I mentioned when I began this countdown that team culture came up. I’ve fielded a lot of questions from church leaders on this topic and this post resonated with those conversations.

The best ideas don’t always come from where you think they come from.

In the Church we tend to hire professional pastors who are supposed have all of the answers. After all pastors go to seminary to learn theology and all kinds of good stuff about the Bible and how to teach it. The very nature of the structure lends itself to people thinking pastors have the answers. But guess what? We don’t. We may have some of the answers and even a few good ideas from time to time, but we don’t have all of the answers and we certainly don’t have the best ideas in the room.

The best ideas typically come from people who are closest to the problem.

So, for all of you who want to lead in a big church here’s one of the unfortunate implications of that statement. The larger the church is that you serve at and the more removed you are from day to day interaction with volunteers and people who attend your church, the more likely it is you have no idea what the best ideas are, in fact you probably don’t even know what the biggest problems are.

But your culture needs to allow ideas to flow up, input to be given and problems to be solved. Many churches never come to close to identifying or solving their biggest problems because their culture won’t allow it.

Here’s a few ideas about how you can start changing that.

1. Ask Good Questions

Asking instead of telling can quickly shift the culture of a team. Telling people what to do actually keeps them from learning to problem solve and think for themselves.
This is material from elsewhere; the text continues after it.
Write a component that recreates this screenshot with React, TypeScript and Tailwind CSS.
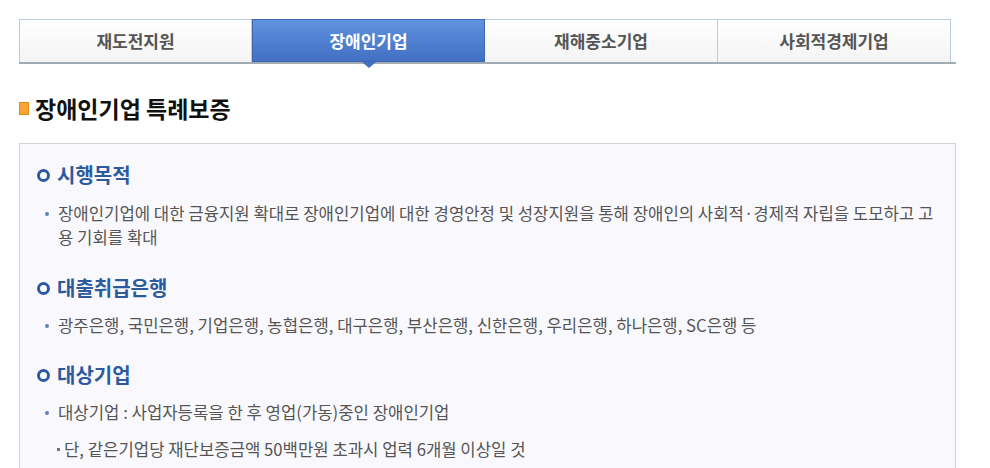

Even if you have a strong opinion and you think your idea is the right idea, exercise restraint and start asking questions like, “What do you think we should do?,” “What do you think is best for our church?,” and “Is what we’re doing actually working?”

2. Push Decisions Down

If low level decisions consistently get escalated to high levels, then you’ve got a culture that is preventing you from solving problems. People are afraid to do the wrong thing, so they are escalating everything for input. Start to refuse to make decisions on things that you know others should be deciding on (otherwise you’ll train everyone to come to you for every decision). Do you have to make this decision?

3. Do Something About It

If you ask for input and then don’t actually do anything about it, you are training people not to answer you. If all you ever do is listen to problems, identify problems or talk about problems, the biggest problem you may have is a lack of courage to act.

4. Allow People to Make Mistakes

Each of my four kids can walk. I know that may not impress many of you, but there was a time when they were younger they could only crawl. When they got old enough and strong enough they would pull themselves up using a piece of furniture and attempt to take a step or two. They always failed. Every single one of them failed. There were some bumps and bruises and painful crash landings. But they’d get back up and try again. My wife and I would sit a few feed away from them and literally cheer them on. We’d tell them how proud of them we were for taking one lousy little step. You get where this is going. If you want to build a problem-solving culture in your church, you’ve got to cheer on little steps, little failures, and all of the moments they get back up and try again. Demeaning them won’t help them walk.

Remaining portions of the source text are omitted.